#### WORKING DATA:
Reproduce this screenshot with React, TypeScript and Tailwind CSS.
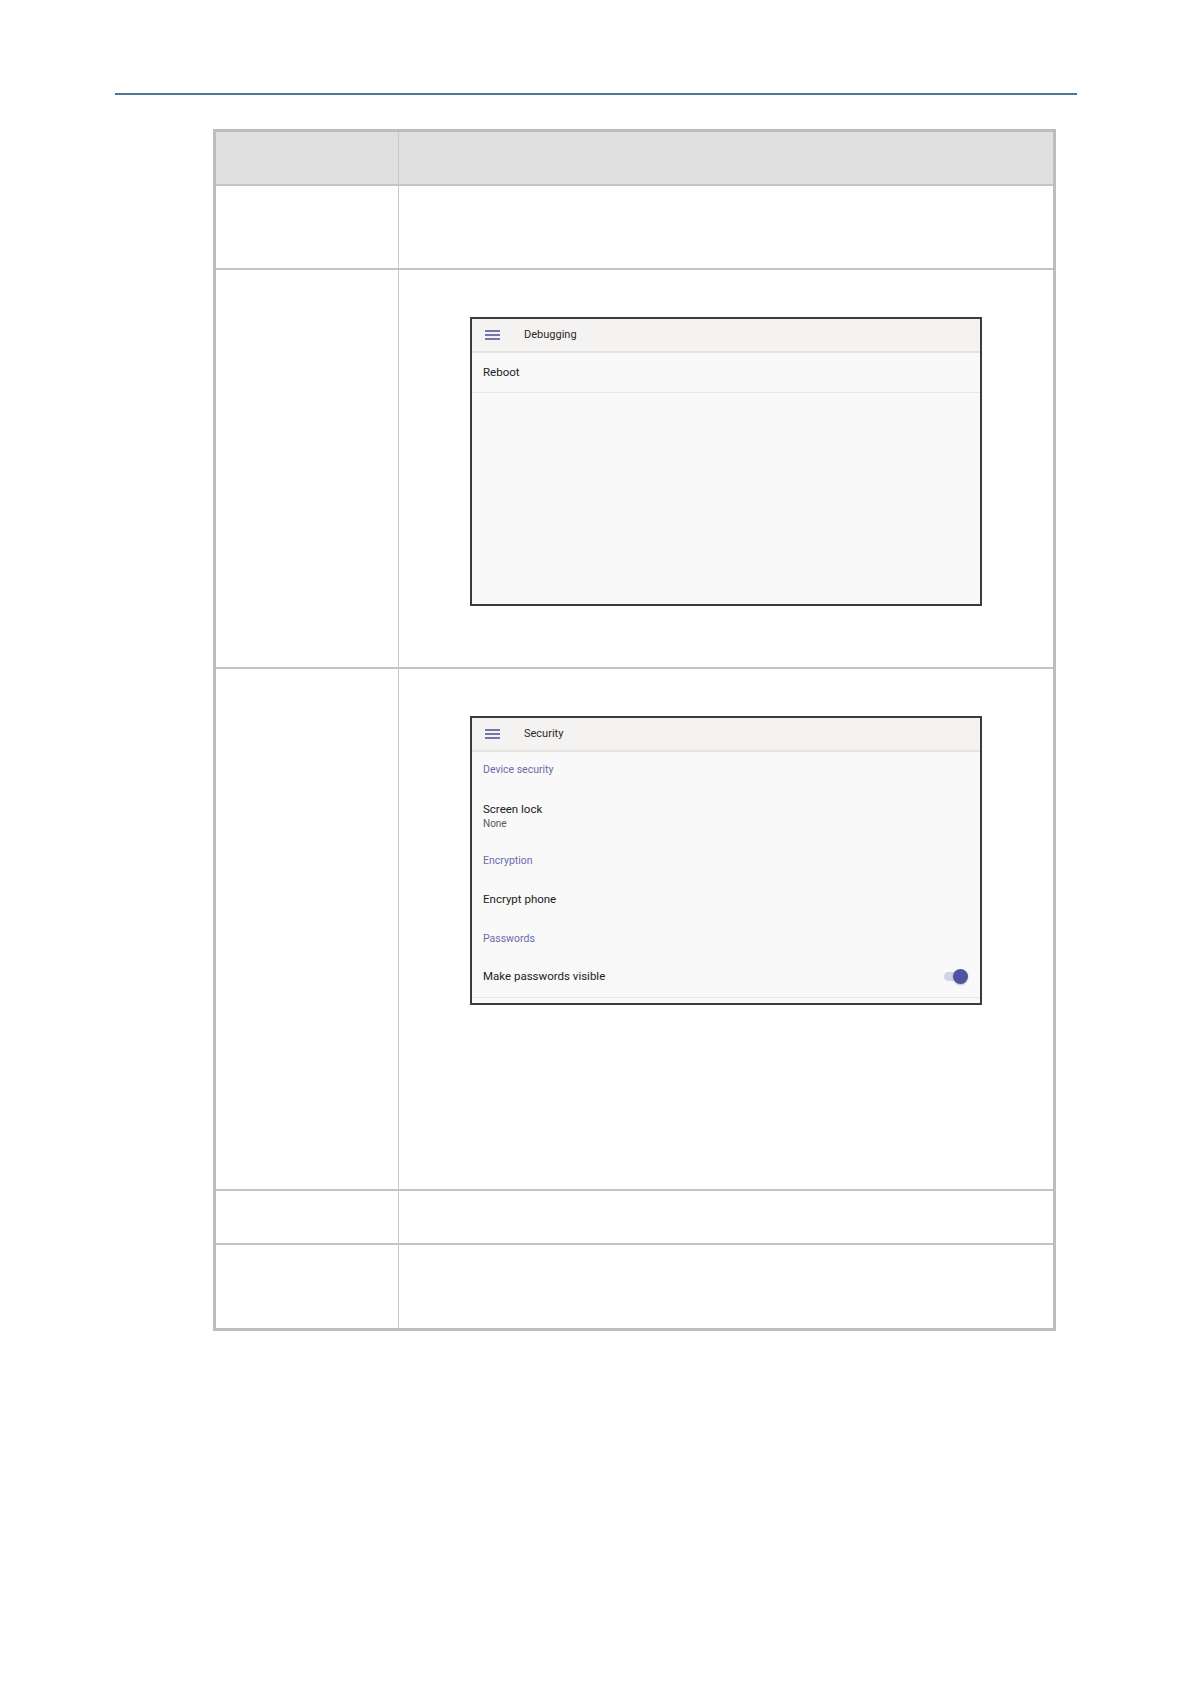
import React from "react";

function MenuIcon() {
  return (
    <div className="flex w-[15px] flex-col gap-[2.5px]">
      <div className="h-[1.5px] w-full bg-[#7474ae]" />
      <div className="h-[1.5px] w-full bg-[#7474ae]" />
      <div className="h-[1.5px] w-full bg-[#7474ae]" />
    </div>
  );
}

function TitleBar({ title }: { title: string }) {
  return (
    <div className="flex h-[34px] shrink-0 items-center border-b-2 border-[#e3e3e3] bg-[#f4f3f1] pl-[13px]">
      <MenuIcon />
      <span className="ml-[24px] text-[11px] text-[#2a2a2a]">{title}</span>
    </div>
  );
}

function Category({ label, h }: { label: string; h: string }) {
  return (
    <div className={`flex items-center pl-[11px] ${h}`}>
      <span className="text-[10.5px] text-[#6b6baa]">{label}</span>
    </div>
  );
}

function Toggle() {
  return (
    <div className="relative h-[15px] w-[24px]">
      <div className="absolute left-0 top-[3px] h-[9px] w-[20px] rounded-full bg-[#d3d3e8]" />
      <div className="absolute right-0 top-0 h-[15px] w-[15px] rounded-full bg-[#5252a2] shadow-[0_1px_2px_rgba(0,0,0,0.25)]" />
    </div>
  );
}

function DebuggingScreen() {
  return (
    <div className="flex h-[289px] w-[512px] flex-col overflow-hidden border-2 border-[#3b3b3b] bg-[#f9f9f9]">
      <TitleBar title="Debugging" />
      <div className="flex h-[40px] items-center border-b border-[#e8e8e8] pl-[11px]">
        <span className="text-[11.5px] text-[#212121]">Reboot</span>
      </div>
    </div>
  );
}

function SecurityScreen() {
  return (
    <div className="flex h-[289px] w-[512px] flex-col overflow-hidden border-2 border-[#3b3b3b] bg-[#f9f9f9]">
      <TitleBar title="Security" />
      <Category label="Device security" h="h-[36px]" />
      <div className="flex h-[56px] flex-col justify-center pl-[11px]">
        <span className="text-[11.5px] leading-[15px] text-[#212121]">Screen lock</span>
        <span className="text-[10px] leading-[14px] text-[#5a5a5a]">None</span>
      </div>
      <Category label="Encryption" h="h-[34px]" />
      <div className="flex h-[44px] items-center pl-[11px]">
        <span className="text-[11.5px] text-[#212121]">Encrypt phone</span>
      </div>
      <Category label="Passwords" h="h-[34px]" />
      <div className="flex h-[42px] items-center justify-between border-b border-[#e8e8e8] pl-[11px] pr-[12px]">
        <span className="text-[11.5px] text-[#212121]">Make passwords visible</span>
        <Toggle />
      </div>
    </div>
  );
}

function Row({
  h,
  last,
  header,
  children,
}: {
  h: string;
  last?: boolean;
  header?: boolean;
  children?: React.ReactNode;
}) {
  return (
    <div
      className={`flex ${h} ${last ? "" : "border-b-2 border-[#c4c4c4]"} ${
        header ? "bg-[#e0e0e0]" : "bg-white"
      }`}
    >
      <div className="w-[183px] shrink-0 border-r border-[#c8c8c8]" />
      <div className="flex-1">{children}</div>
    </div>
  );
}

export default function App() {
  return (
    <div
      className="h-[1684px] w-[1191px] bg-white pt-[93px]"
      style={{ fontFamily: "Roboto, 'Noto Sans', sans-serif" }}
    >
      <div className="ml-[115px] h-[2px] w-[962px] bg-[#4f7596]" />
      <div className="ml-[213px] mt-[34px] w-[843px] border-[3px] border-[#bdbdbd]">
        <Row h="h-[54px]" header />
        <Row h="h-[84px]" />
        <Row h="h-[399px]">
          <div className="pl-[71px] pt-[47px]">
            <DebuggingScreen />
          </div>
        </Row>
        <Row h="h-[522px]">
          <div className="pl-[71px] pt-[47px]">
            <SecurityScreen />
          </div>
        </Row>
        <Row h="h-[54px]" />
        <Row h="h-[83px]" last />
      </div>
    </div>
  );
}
--
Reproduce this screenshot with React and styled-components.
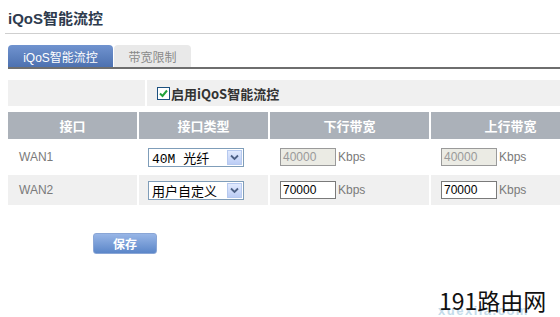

#### REQUEST:
List all lines holding the string "React".

#### THE RESULT:
Reproduce this screenshot with React, TypeScript and Tailwind CSS.
import React from "react";
  children?: React.ReactNode;
Reproduce this screenshot with React and styled-components.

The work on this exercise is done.